These five search engines dominate the markets in their respective countries (numbers from FT):
- Seznam, the Czech Republic, 63%
- Baidu, China, “about 60%”
- Naver, South Korea, “about 60%”
- Yahoo Japan, ten guesses, “slightly more than half”
- Yandex, Russia, 46%
The Financial Times says that these five are the only local countries besting Google in the market share game (which, by extension, must mean that Google has the largest single slice of the pie in every other country in the whole world).
These engines have several things in common: 4 of them have non-Roman alphabets, 4 of them are in Asia and 2 in Eastern Europe (lucky Russia, counting twice). But these have little to do with their dominance, which stems from quality, strategy and home-field advantage, as the Financial Times asserts.
In several of these countries, Google’s results are simply inferior—or they were. In many cases, Google has improved the quality of results, but the early leader maintains the “first-mover advantage.” The brand recognition the Google competitors built when they did have a quality edge probably carries over into a perception of superior result quality now.
Aside from being the “first mover,” these five have adopted strategies that have come to shape their users’ expectations of search. One popular strategy among these five is combining the search franchise with a portal (just look at the start pages for Seznam, Yahoo Japan and Naver).
Along with this is using strategies and formats best suited to their respective cultures. For example, the Korean structure for logical arguments is very different from the Western structure. An argument that might persuade a Westerner would come off as blunt, overbearing, inelegant and even rude in Korean, while a well-constructed Korean argument would leave a Westerner feeling unconvinced, as though the arguer had beaten around the bush. The logic structure isn’t limited to essays—it appears in everything down to newspaper articles and face-to-face interactions.

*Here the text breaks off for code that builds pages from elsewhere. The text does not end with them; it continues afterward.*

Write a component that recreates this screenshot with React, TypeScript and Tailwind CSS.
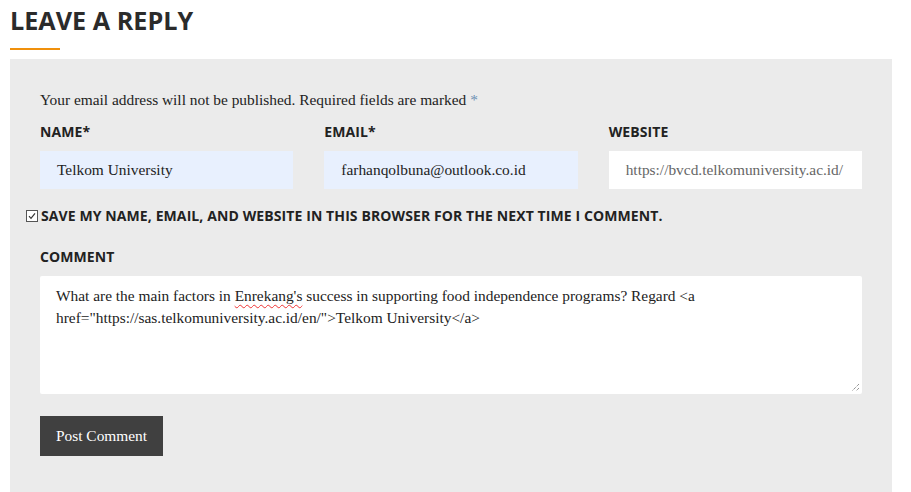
import React from "react";

export default function App() {
  const serif = { fontFamily: '"Liberation Serif", serif' };
  return (
    <div className="w-[911px] h-[492px] bg-white overflow-hidden" style={{ fontFamily: '"Open Sans", sans-serif' }}>
      <div className="pl-[10px] pr-[19px]">
        <h3 className="text-[25.2px] leading-[40px] font-bold text-[#2b2b2b] pt-0">LEAVE A REPLY</h3>
        <div className="mt-[8px] w-[50px] h-[2px] bg-[#f0900c]" />
        <div className="mt-[9px] bg-[#ebebeb] pt-[30px] pb-[40px]">
          <p className="px-[30px] text-[15.4px] leading-[22px] text-[#222]" style={serif}>
            Your email address will not be published. Required fields are marked <span className="text-[#6b8fb3]">*</span>
          </p>
          <div className="px-[30px] mt-[11px] grid grid-cols-3 gap-x-[31px]">
            {[
              { label: "NAME*", value: "Telkom University", bg: "bg-[#e8f0fe]", color: "text-[#222]" },
              { label: "EMAIL*", value: "farhanqolbuna@outlook.co.id", bg: "bg-[#e8f0fe]", color: "text-[#222]" },
              { label: "WEBSITE", value: "https://bvcd.telkomuniversity.ac.id/", bg: "bg-white", color: "text-[#666]" },
            ].map((f) => (
              <div key={f.label}>
                <div className="text-[14px] leading-[20px] font-bold text-[#222] tracking-[0.1px]">{f.label}</div>
                <div className={`mt-[9px] h-[38px] ${f.bg} flex items-center pl-[17px] pr-[2px] overflow-hidden whitespace-nowrap`}>
                  <span className={`text-[15.4px] ${f.color}`} style={serif}>{f.value}</span>
                </div>
              </div>
            ))}
          </div>
          <div className="mt-[17px] pl-[16px] flex items-center gap-[3px]">
            <span className="w-[12px] h-[12px] border border-[#555] bg-white flex items-center justify-center">
              <svg width="10" height="10" viewBox="0 0 10 10">
                <path d="M2 5.2 L4 7.4 L8 2.4" fill="none" stroke="#333" strokeWidth="1.2" />
              </svg>
            </span>
            <span className="text-[14px] leading-[20px] font-bold text-[#222] tracking-[0.1px]">
              SAVE MY NAME, EMAIL, AND WEBSITE IN THIS BROWSER FOR THE NEXT TIME I COMMENT.
            </span>
          </div>
          <div className="px-[30px] mt-[21px]">
            <div className="text-[14px] leading-[20px] font-bold text-[#222] tracking-[0.1px]">COMMENT</div>
            <div className="relative mt-[9px] h-[118px] bg-white pl-[16px] pr-[20px] pt-[9px] rounded-[2px]">
              <p className="text-[15.4px] leading-[22px] text-[#222]" style={serif}>
                What are the main factors in{" "}
                <span className="underline decoration-wavy decoration-[#e33] decoration-1 underline-offset-[3px]">Enrekang's</span>{" "}
                success in supporting food independence programs? Regard &lt;a href="https://sas.telkomuniversity.ac.id/en/"&gt;Telkom University&lt;/a&gt;
              </p>
              <svg className="absolute right-[2px] bottom-[2px]" width="9" height="9" viewBox="0 0 9 9">
                <path d="M8 1 L1 8 M8 5 L5 8" stroke="#666" strokeWidth="1" strokeDasharray="1 1" />
              </svg>
            </div>
            <button className="mt-[22px] h-[40px] px-[16px] bg-[#404040] text-white text-[15.4px]" style={serif}>
              Post Comment
            </button>
          </div>
        </div>
      </div>
    </div>
  );
}
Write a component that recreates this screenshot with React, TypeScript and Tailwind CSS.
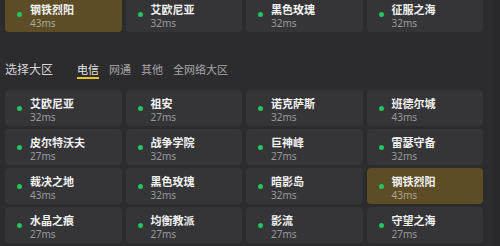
import React from 'react';

type Server = { name: string; ping: number; active?: boolean };

const recent: Server[] = [
  { name: '钢铁烈阳', ping: 43, active: true },
  { name: '艾欧尼亚', ping: 32 },
  { name: '黑色玫瑰', ping: 32 },
  { name: '征服之海', ping: 32 },
];

const servers: Server[] = [
  { name: '艾欧尼亚', ping: 32 },
  { name: '祖安', ping: 27 },
  { name: '诺克萨斯', ping: 32 },
  { name: '班德尔城', ping: 43 },
  { name: '皮尔特沃夫', ping: 27 },
  { name: '战争学院', ping: 32 },
  { name: '巨神峰', ping: 27 },
  { name: '雷瑟守备', ping: 32 },
  { name: '裁决之地', ping: 43 },
  { name: '黑色玫瑰', ping: 32 },
  { name: '暗影岛', ping: 32 },
  { name: '钢铁烈阳', ping: 43, active: true },
  { name: '水晶之痕', ping: 27 },
  { name: '均衡教派', ping: 27 },
  { name: '影流', ping: 27 },
  { name: '守望之海', ping: 27 },
];

const tabs = ['电信', '网通', '其他', '全网络大区'];

const ServerCard: React.FC<{ server: Server }> = ({ server }) => (
  <div
    className={`h-[36px] rounded-[4px] flex items-center pl-[12px] gap-[8px] ${
      server.active ? 'bg-[#5c4d26]' : 'bg-[#353538]'
    }`}
  >
    <span className="w-[5px] h-[5px] rounded-full bg-[#22c55e] shrink-0"></span>
    <div className="flex flex-col gap-[1px] pt-[5px]">
      <span className="text-[11px] leading-[12px] font-bold text-[#f2f2f2]">{server.name}</span>
      <span className={`text-[10px] leading-[12px] ${server.active ? 'text-[#aea68e]' : 'text-[#9a9a9c]'}`}>
        {server.ping}ms
      </span>
    </div>
  </div>
);

export default function App() {
  return (
    <div
      className="w-[500px] h-[246px] overflow-hidden bg-[#2c2c2e] flex"
      style={{ fontFamily: '"Noto Sans", "Noto Sans CJK SC", sans-serif' }}
    >
      <div className="w-[483px] pl-[5px] shrink-0">
        {/* recent servers, scrolled partly out of view */}
        <div className="grid grid-cols-4 gap-x-[4px] mt-[-4px]">
          {recent.map((s, i) => (
            <ServerCard key={i} server={s} />
          ))}
        </div>

        {/* region header */}
        <div className="h-[58px] pt-[30px] flex items-start">
          <span className="text-[12px] leading-[16px] text-[#d4d4d6]">选择大区</span>
          <div className="flex gap-[10px] ml-[24px] mt-[1px]">
            {tabs.map((t, i) => (
              <span
                key={t}
                className={`text-[11px] leading-[14px] border-b-2 ${
                  i === 0 ? 'text-[#e8e8e8] border-[#e8c21a]' : 'text-[#a6a6a8] border-transparent'
                }`}
              >
                {t}
              </span>
            ))}
          </div>
        </div>

        <div className="grid grid-cols-4 gap-x-[4px] gap-y-[3px]">
          {servers.map((s, i) => (
            <ServerCard key={i} server={s} />
          ))}
        </div>
      </div>
      <div className="flex-1"></div>
      <div className="w-[7px] bg-[#29292b]"></div>
    </div>
  );
}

This cultural understanding of logic, of how information should be transmitted and received, must also greatly inform how users interact with a search engine—and it’s just one advantage to being local.
Other advantages to being the hometown team include a sense of pride or even nationalism in using an engine made right here in the fill-in-the-country—especially when said hometown team is beating the world champion.
And the home-field advantage is especially important in the much-coveted Chinese market. The Chinese government has a number of laws designed to make it difficult for foreign companies to compete. To a large extent, these laws are successful. Eric Schmidt told FT:
Because Baidu had such a head start largely because of the various bizarre laws that China has with respect to foreign media. It will take a while, but we will eventually do well there.
All of us should tell the Chinese that their local markets need to be open to foreign investment, they need not favour their local competitors.
Well, much as I don’t care for the Chinese government, it sounds like Schmidt needs the WAAAAAmbulance. It’s hard to sympathize with a company whose true feelings are probably better reflected by Mohammad Gawdat, Google’s head of the emerging markets in Europe, the Middle East and Africa:
It may take more time, but who cares? The rest of the world is doing really well.
What do you think? Will these five holdouts eventually succumb—and does it matter?